-- The request --
Copy each line where the word "this" occurs.

[start of The records]

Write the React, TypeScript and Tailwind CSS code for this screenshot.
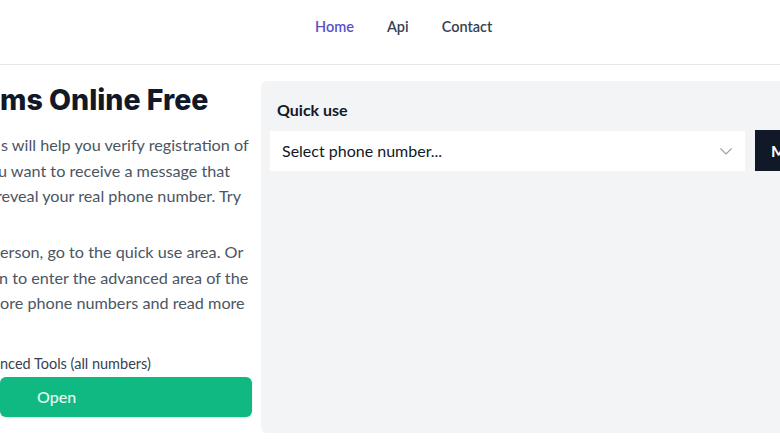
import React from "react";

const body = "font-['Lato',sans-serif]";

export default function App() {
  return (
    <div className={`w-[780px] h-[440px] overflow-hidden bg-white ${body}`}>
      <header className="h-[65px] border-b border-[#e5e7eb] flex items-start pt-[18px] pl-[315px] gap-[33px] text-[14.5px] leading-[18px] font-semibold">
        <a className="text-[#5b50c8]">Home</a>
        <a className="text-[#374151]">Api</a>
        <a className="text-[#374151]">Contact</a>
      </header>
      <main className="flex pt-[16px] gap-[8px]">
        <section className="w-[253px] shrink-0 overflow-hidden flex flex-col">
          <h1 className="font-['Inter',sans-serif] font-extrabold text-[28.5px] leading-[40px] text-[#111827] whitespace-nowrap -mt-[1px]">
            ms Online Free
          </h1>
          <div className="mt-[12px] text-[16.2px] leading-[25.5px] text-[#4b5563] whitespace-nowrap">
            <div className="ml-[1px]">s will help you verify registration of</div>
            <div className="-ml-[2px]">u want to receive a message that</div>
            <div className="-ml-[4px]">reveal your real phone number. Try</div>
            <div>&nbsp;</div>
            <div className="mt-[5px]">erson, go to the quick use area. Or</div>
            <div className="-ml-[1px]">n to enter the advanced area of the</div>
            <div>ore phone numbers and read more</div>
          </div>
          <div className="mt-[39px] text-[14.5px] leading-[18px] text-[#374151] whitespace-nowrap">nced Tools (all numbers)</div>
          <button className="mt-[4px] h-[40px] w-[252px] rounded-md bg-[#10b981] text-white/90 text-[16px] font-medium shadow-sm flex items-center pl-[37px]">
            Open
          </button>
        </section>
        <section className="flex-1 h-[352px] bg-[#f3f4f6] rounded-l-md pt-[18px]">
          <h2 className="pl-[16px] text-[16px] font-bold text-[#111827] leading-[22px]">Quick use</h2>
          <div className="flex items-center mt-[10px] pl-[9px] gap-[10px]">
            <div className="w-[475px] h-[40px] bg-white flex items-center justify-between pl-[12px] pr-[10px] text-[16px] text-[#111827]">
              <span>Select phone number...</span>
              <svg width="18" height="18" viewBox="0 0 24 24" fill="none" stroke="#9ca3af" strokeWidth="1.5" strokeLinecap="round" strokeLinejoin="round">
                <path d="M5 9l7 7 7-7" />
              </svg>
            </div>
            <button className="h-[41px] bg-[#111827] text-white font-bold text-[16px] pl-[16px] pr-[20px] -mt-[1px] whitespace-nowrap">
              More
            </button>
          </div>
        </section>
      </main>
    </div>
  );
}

[end of The records]
[start of The records]

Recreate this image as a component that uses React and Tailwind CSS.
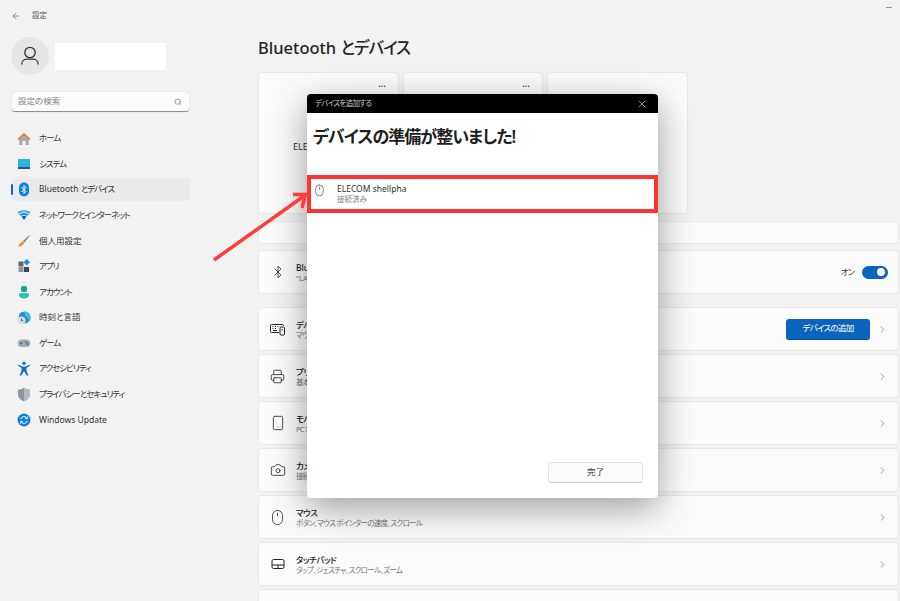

[end of The records]

-- Response below --
Write the React, TypeScript and Tailwind CSS code for this screenshot.
Recreate this image as a component that uses React and Tailwind CSS.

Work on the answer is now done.